Lets, say you don't take it for DPR optimization. Once you make that change others can get it and will. That has to be taken into account. With bounded accuracy and as much as a +6 or +30% increase in "to hit" is a HUGE DEAL as ACs meat or pass AC23 then its the difference of 5% hit on natural 20 or 30% hit which makes a profound impact on the use of those weapons. Even at lower levels its still at least a +2 or +10% chance to hit.
Yeah, sometimes people are jerks. Weapons matter so little in the grand scheme of things that I would have no problem if someone wanted to get a specific subset trained into them.
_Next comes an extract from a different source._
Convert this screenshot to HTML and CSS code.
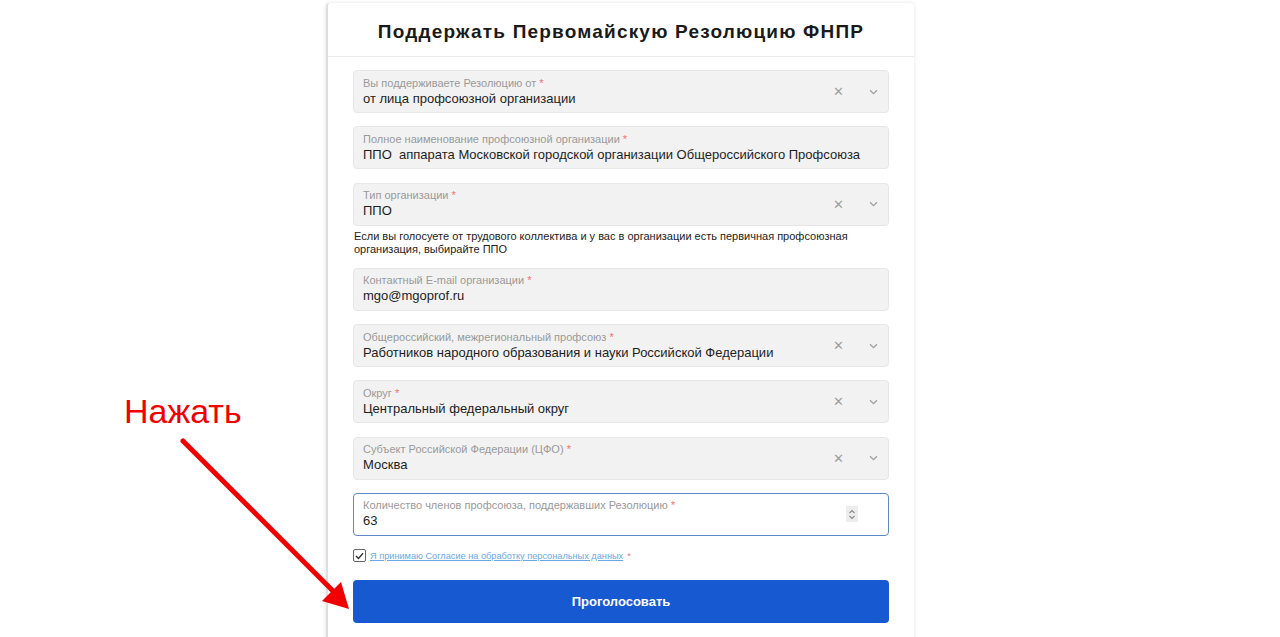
FILE: index.html
```html
<!DOCTYPE html>
<html lang="ru">
<head>
    <meta charset="UTF-8">
    <meta name="viewport" content="width=device-width, initial-scale=1.0">
    <title>Поддержать Первомайскую Резолюцию ФНПР</title>
    <link rel="stylesheet" href="styles.css">
</head>
<body>

<div class="page">
    <div class="card">
        <div class="card-header">
            <h1>Поддержать Первомайскую Резолюцию ФНПР</h1>
        </div>

        <form class="form">
            <div class="field">
                <div class="field-text">
                    <span class="label">Вы поддерживаете Резолюцию от <span class="req">*</span></span>
                    <span class="value">от лица профсоюзной организации</span>
                </div>
                <span class="clear">&#x2715;</span>
                <span class="chevron"><svg width="9" height="6" viewBox="0 0 9 6"><path d="M1 1.2 L4.5 4.6 L8 1.2" fill="none" stroke="#a0a0a0" stroke-width="1.3"/></svg></span>
            </div>

            <div class="field">
                <div class="field-text">
                    <span class="label">Полное наименование профсоюзной организации <span class="req">*</span></span>
                    <span class="value">ППО&nbsp; аппарата Московской городской организации Общероссийского Профсоюза</span>
                </div>
            </div>

            <div class="field">
                <div class="field-text">
                    <span class="label">Тип организации <span class="req">*</span></span>
                    <span class="value">ППО</span>
                </div>
                <span class="clear">&#x2715;</span>
                <span class="chevron"><svg width="9" height="6" viewBox="0 0 9 6"><path d="M1 1.2 L4.5 4.6 L8 1.2" fill="none" stroke="#a0a0a0" stroke-width="1.3"/></svg></span>
            </div>
            <p class="hint">Если вы голосуете от трудового коллектива и у вас в организации есть первичная профсоюзная организация, выбирайте ППО</p>

            <div class="field">
                <div class="field-text">
                    <span class="label">Контактный E-mail организации <span class="req">*</span></span>
                    <span class="value">mgo@mgoprof.ru</span>
                </div>
            </div>

            <div class="field">
                <div class="field-text">
                    <span class="label">Общероссийский, межрегиональный профсоюз <span class="req">*</span></span>
                    <span class="value">Работников народного образования и науки Российской Федерации</span>
                </div>
                <span class="clear">&#x2715;</span>
                <span class="chevron"><svg width="9" height="6" viewBox="0 0 9 6"><path d="M1 1.2 L4.5 4.6 L8 1.2" fill="none" stroke="#a0a0a0" stroke-width="1.3"/></svg></span>
            </div>

            <div class="field">
                <div class="field-text">
                    <span class="label">Округ <span class="req">*</span></span>
                    <span class="value">Центральный федеральный округ</span>
                </div>
                <span class="clear">&#x2715;</span>
                <span class="chevron"><svg width="9" height="6" viewBox="0 0 9 6"><path d="M1 1.2 L4.5 4.6 L8 1.2" fill="none" stroke="#a0a0a0" stroke-width="1.3"/></svg></span>
            </div>

            <div class="field">
                <div class="field-text">
                    <span class="label">Субъект Российской Федерации (ЦФО) <span class="req">*</span></span>
                    <span class="value">Москва</span>
                </div>
                <span class="clear">&#x2715;</span>
                <span class="chevron"><svg width="9" height="6" viewBox="0 0 9 6"><path d="M1 1.2 L4.5 4.6 L8 1.2" fill="none" stroke="#a0a0a0" stroke-width="1.3"/></svg></span>
            </div>

            <div class="field field-active">
                <div class="field-text">
                    <span class="label">Количество членов профсоюза, поддержавших Резолюцию <span class="req">*</span></span>
                    <span class="value">63</span>
                </div>
                <span class="spinner"><svg width="10" height="15" viewBox="0 0 10 15"><path d="M2.5 6 L5 3.5 L7.5 6 M2.5 9 L5 11.5 L7.5 9" fill="none" stroke="#888" stroke-width="1.1"/></svg></span>
            </div>

            <div class="agree">
                <span class="checkbox"><svg width="9" height="8" viewBox="0 0 9 8"><path d="M1 4 L3.5 6.5 L8 1.2" fill="none" stroke="#333" stroke-width="1.4"/></svg></span>
                <a href="#" class="agree-link">Я принимаю Согласие на обработку персональных данных</a>
                <span class="req">*</span>
            </div>

            <button type="button" class="submit">Проголосовать</button>
        </form>
    </div>
</div>

<!-- подсказка поверх страницы -->
<div class="note">Нажать</div>
<svg class="note-arrow" width="400" height="637" viewBox="0 0 400 637">
    <line x1="183" y1="441" x2="334" y2="592" stroke="#f00000" stroke-width="5" stroke-linecap="round"/>
    <polygon points="349,609 341,582 322,601" fill="#f00000"/>
</svg>

</body>
</html>
```

FILE: styles.css
```css
body {
    font-family: "Liberation Sans", Arial, sans-serif;
    margin: 0;
    background-color: #fff;
    color: #222;
    overflow: hidden;
}

.page {
    padding: 3px 0 0 326px;
}

.card {
    width: 588px;
    box-sizing: border-box;
    min-height: 660px;
    border-left: 2px solid #dedede;
    border-radius: 4px 4px 0 0;
    box-shadow: 0 0 4px rgba(0, 0, 0, 0.12);
    background-color: #fff;
}

.card-header {
    height: 54px;
    box-sizing: border-box;
    padding-top: 4px;
    display: flex;
    align-items: center;
    justify-content: center;
    border-bottom: 1px solid #ececec;
}

h1 {
    margin: 0;
    font-size: 19px;
    font-weight: bold;
    letter-spacing: 1.2px;
    color: #1a1a1a;
}

.form {
    padding: 13px 25px 0 25px;
}

.field {
    height: 43px;
    box-sizing: border-box;
    margin-bottom: 13.25px;
    padding: 0 0 0 9px;
    display: flex;
    align-items: center;
    background-color: #f2f2f2;
    border: 1px solid #e6e6e6;
    border-radius: 4px;
}

.field-text {
    flex: 1;
    display: flex;
    flex-direction: column;
    padding-top: 1px;
}

.label {
    font-size: 11px;
    line-height: 13px;
    color: #9a9a9a;
}

.req {
    color: #f07070;
}

.value {
    font-size: 13px;
    line-height: 18px;
    color: #1e1e1e;
}

.clear {
    width: 20px;
    margin-right: 19px;
    text-align: center;
    font-size: 13px;
    color: #a0a0a0;
}

.chevron {
    width: 12px;
    margin-right: 9px;
    display: flex;
    justify-content: center;
}

.field-active {
    background-color: #fff;
    border-color: #5d88c9;
}

.spinner {
    width: 12px;
    height: 16px;
    margin-right: 30px;
    display: flex;
    align-items: center;
    justify-content: center;
    background-color: #ededed;
}

.hint {
    margin: -9px 0 12px 1px;
    font-size: 11px;
    line-height: 13px;
    color: #222;
}

.agree {
    display: flex;
    align-items: center;
    gap: 4px;
    margin: 0 0 17.5px 0;
    font-size: 9.2px;
}

.checkbox {
    width: 11px;
    height: 11px;
    border: 1px solid #666;
    border-radius: 2px;
    display: flex;
    align-items: center;
    justify-content: center;
}

.agree-link {
    color: #6aa8e8;
}

.submit {
    width: 100%;
    height: 43px;
    border: none;
    border-radius: 4px;
    background-color: #1659d1;
    color: #fff;
    font-family: "Liberation Sans", Arial, sans-serif;
    font-size: 13px;
    font-weight: bold;
    cursor: pointer;
}

.note {
    position: absolute;
    left: 124px;
    top: 392px;
    font-family: "Liberation Sans", Arial, sans-serif;
    font-size: 34px;
    color: #f00000;
}

.note-arrow {
    position: absolute;
    left: 0;
    top: 0;
}
```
I'd say more than likely your Story GM just didn't want the wizard "Suddenly Knowing" how to do something because of the feat, not really about the mechanical imbalance of allowing him to pick up a longsword and hit slightly more often.
Story GM and its easier to follow the rules than debate house rules, so having the feat allows the action at all and role playing the gaining of the skill can be done so its interesting and not just .."look I can use swords now!" … which I am not thrilled about (I would like to use feats when I get them) but I understand.